I remember my first-grade teacher asked all her students what they wanted to be when they “grew up.” Some would say, “I want to be a firefighter!” Another would say, “I want to be a doctor!” And then the teacher would ask, “Why do you want to become a firefighter, Max?”
“Because I want to help people to get away from the fire and then put the fire out!” Max replied.
A few things to note about his answer: He did not mention money. He did not mention status. All that he mentioned was that he wanted to help others or contribute to society. I feel that most kids are exactly like Max, for they want to be productive in our society and to improve or better things. For some reason, we tend to forget the dreams we had as children and that deep down most people genuinely, unconditionally care about one another—they have just forgotten.
But after first grade, we teach them about money, status, rich, poor.
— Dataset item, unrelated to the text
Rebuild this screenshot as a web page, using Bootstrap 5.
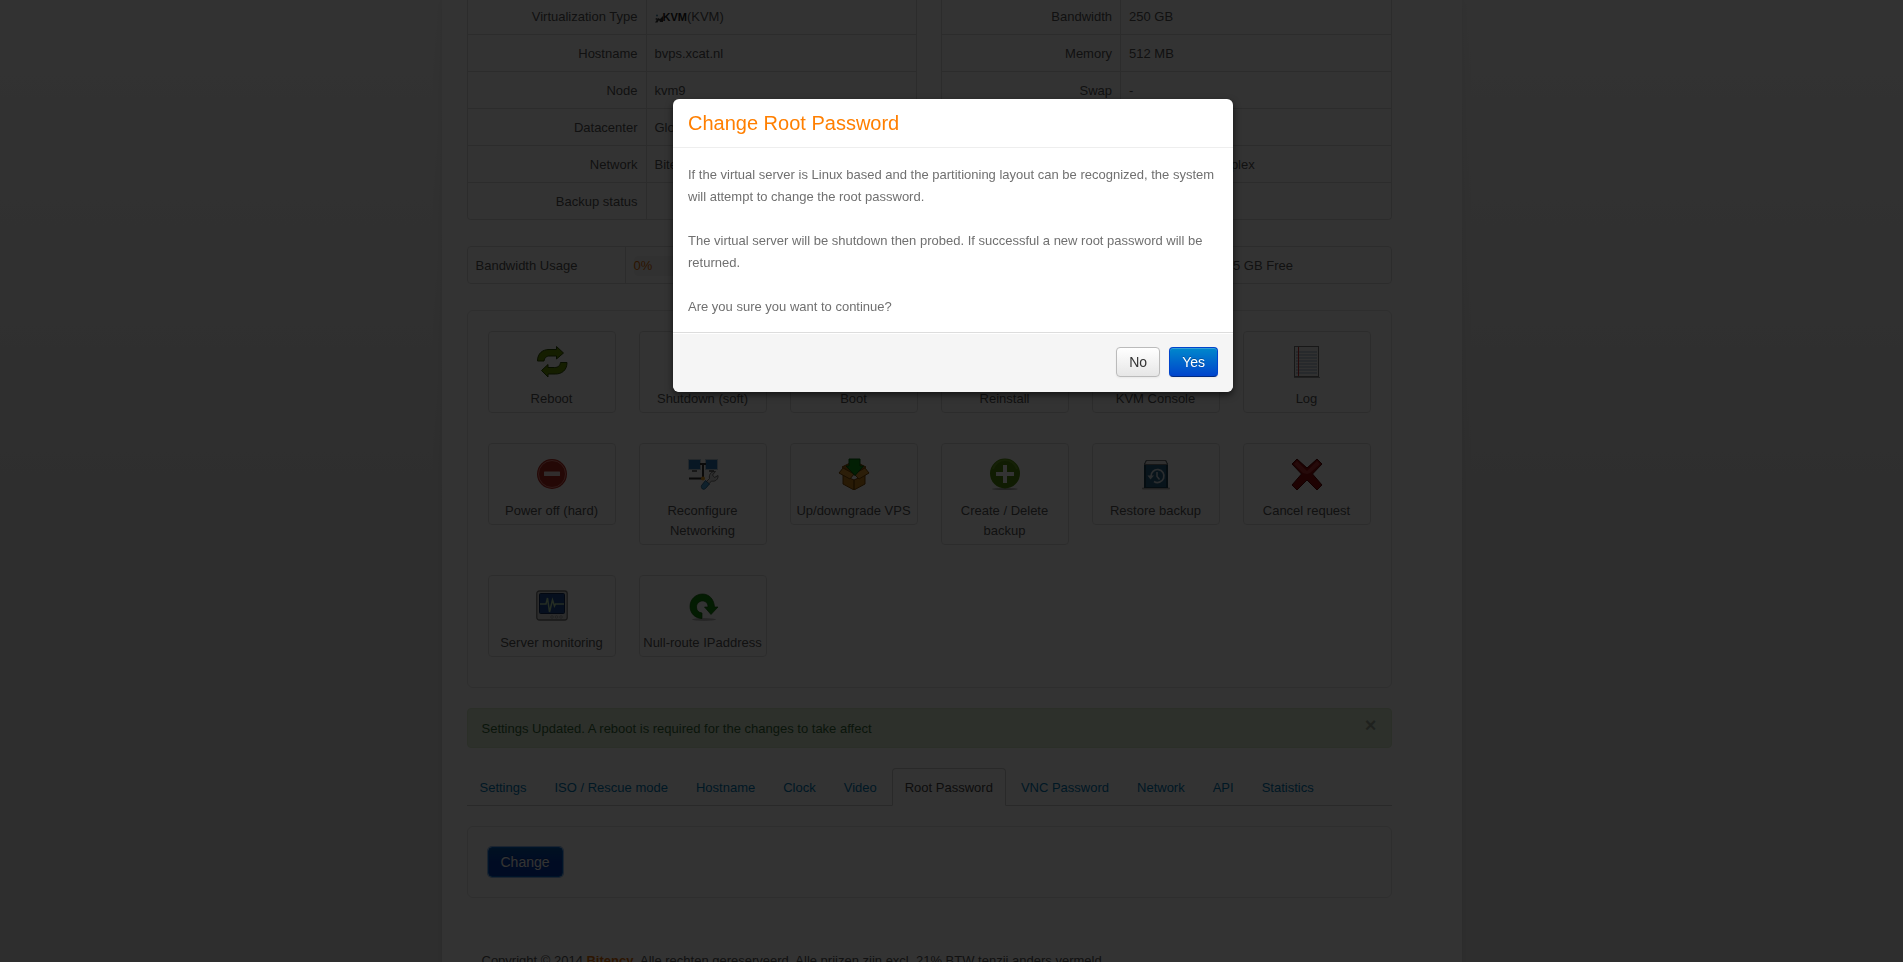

We teach them what is ugly, what is pretty. We teach them our own sickness because that is all we know. I feel the best thing anyone can teach another is to question things, think for themselves, and to become their own leader, because—like it or not—we are all leading/managing ourselves and our families.
Our education today is focused on teaching for tests. Why? If the students do well on these tests, the schools gets the funding they need. Some have described this type of education as “cookie cutter teaching.” I believe every child is a genius in his or her own right; the question is: What are they a genius at? Instead of cramming this crap we call an education down their throats, maybe—just maybe—we could put them through tests that actually do something for them, like aptitude tests. What are they naturally skilled at? What are their strengths and weaknesses? We need to complement their strengths and help them with their weaknesses by encouraging them! Too many kids are being held back because of things that are out of their control, such as writing difficulties or speech impediments, etc. We criticize them and tell them that if they do not improve, they may be held back or unable to participate in other school activities like joining a sports team or marching band. But what if the child in question is a genius when it comes to sports or music? We just banned this child from playing sports or music because he can’t write well or speak well. We have completely crushed this child’s self-esteem and have taken away the thing the child loved doing most. Now all his other grades start to slip and as a result he may drop out of school.
Some of our children can’t seem to sit still or stay focused in the classrooms. We have labeled these high-energy children as having ADHD (attention deficit hyperactivity disorder). They tell us that this is a condition and that it needs to be cured. I think they are wrong; if you are blessed to have a child that they call an ADHD child, find out if they like dance, sports, or anything that would allow them to utilize their energy, because doing these types of activities helps them to think.
Creativity expert Sir Ken Robinson (he was knighted in 2003 for services in education) states that our current system of teaching kills creativity. He states that we really don’t know what skills will be needed in the future, but creativity will ensure our children can embrace it and shape it. He is challenging the way we’re educating our children and that we must acknowledge the multiple types of intelligence.
So where do kids go who drop out of school? Well, they were not accepted at school, so what groups tend to accept people for who they are? Here is a small list to give you an idea:
• gangs, as long as you are initiated and do as you’re told, your job description is anywhere from selling drugs to murder.
• cults, which take liberties and control almost all aspects of your life.
By now, I am sure you start to realize that in order to be accepted you have to submit to others—the opposite of thinking for yourself.
There are people who have dropped out of school and have gained world recognition: Jenny Craig, George Foreman, Debbi Fields—and this list goes on and on. The difference, I believe, is that these individuals were taught how to think for themselves and either got some leadership training or self taught the leadership skill (which I believe we can all learn).
I know what you’re thinking: We all can’t be Jenny Craig; we all can’t be George Foreman! But we all can do something we are good at, and when you’re really good at something, it makes you happy, regardless of how much you’re getting paid. But lately we have been chasing the dollar; both parents have to get a job just to survive. The dollar is evaporating in value right before our eyes. I hope we will stop worshiping money and start doing things we love to do, to utilize the skills that make us most productive and helpful, because that may have been the dreams of our children to begin with.